**Your instructions:** Determine the number of lines where "React" occurs and reply with that number by itself.

--- START Provided material ---

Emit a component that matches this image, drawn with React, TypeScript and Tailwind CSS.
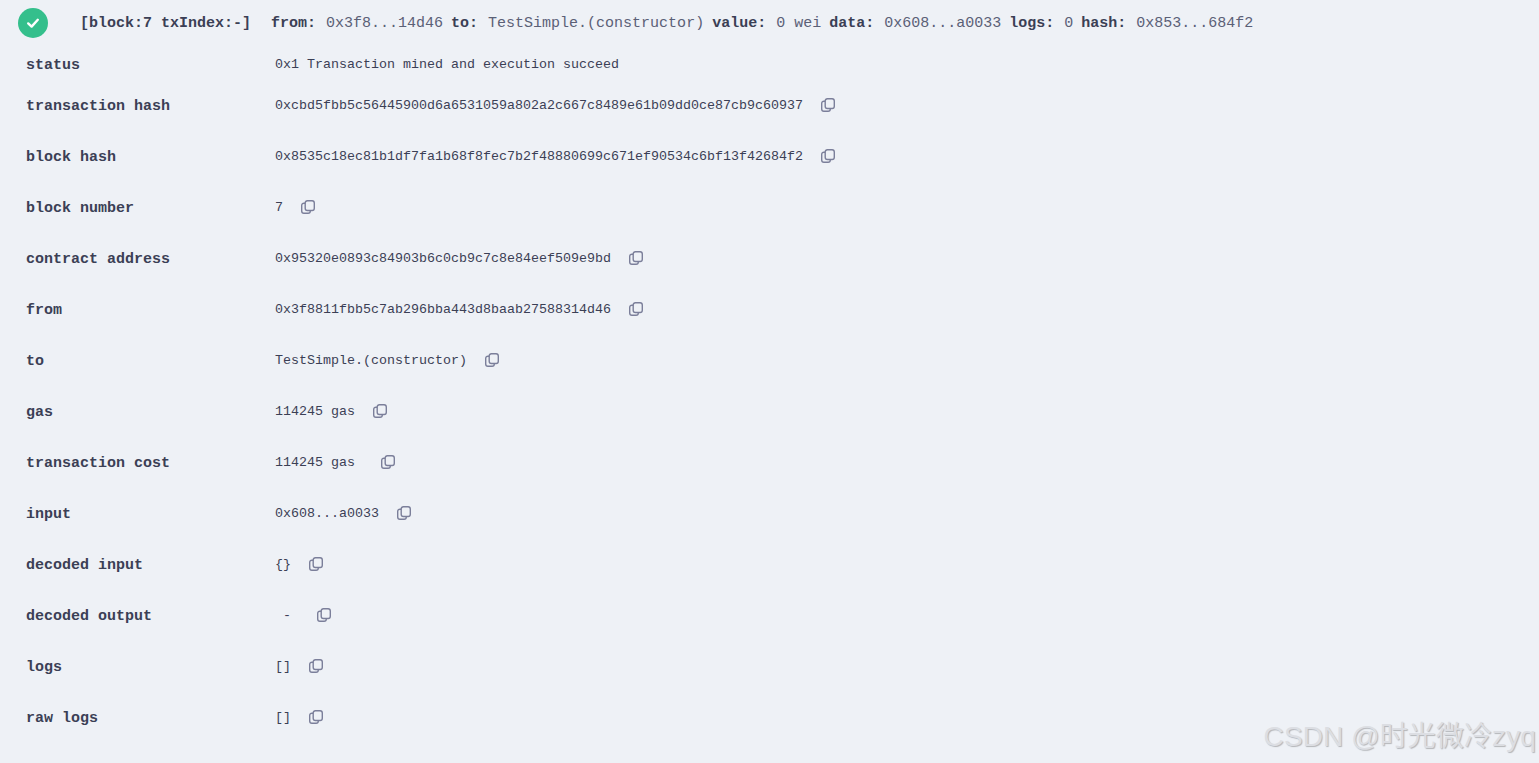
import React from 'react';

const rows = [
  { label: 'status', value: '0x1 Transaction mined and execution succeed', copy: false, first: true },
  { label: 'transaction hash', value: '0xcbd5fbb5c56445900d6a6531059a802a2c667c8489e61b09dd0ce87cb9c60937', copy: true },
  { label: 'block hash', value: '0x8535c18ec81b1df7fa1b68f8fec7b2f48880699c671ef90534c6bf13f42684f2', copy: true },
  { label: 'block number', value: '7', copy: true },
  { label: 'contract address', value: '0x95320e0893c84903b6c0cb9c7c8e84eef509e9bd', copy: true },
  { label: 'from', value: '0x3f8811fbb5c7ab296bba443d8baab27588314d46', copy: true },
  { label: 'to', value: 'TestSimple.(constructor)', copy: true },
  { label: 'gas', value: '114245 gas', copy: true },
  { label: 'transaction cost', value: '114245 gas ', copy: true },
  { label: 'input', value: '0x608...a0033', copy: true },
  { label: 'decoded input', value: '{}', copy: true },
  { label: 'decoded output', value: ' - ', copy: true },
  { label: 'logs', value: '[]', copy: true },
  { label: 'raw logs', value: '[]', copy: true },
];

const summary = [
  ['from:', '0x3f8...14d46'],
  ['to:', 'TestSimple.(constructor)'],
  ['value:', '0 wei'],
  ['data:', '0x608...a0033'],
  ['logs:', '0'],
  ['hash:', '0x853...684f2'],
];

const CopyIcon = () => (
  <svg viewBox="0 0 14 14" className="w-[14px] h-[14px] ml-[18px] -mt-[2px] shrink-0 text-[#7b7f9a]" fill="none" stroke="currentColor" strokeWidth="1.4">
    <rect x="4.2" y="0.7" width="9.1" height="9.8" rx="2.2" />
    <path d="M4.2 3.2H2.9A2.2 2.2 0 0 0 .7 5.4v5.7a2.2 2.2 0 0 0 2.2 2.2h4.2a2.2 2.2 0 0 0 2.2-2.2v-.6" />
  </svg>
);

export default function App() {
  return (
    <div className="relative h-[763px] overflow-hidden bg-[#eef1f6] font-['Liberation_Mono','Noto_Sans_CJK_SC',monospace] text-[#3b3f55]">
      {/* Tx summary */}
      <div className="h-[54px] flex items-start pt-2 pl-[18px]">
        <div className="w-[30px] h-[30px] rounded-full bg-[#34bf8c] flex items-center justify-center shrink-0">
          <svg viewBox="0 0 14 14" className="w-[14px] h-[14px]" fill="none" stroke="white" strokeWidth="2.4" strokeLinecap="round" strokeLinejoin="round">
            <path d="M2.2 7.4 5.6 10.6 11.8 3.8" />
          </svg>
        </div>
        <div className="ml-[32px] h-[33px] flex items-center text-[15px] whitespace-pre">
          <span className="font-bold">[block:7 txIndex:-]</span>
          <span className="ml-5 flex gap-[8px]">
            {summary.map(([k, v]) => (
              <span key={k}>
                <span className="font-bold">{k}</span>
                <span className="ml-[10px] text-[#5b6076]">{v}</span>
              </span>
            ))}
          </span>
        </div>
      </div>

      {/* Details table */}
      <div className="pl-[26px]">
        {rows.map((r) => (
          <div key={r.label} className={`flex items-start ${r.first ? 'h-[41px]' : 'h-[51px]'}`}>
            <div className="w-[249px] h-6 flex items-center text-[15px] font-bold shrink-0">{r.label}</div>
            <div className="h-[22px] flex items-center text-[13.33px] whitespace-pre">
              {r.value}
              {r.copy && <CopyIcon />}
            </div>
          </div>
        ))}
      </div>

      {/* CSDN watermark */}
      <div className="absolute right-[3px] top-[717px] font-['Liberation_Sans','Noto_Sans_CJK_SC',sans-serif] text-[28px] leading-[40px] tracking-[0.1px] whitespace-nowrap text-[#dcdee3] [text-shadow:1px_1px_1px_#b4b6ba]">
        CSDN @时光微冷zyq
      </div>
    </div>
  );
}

--- END Provided material ---

**Response:** 2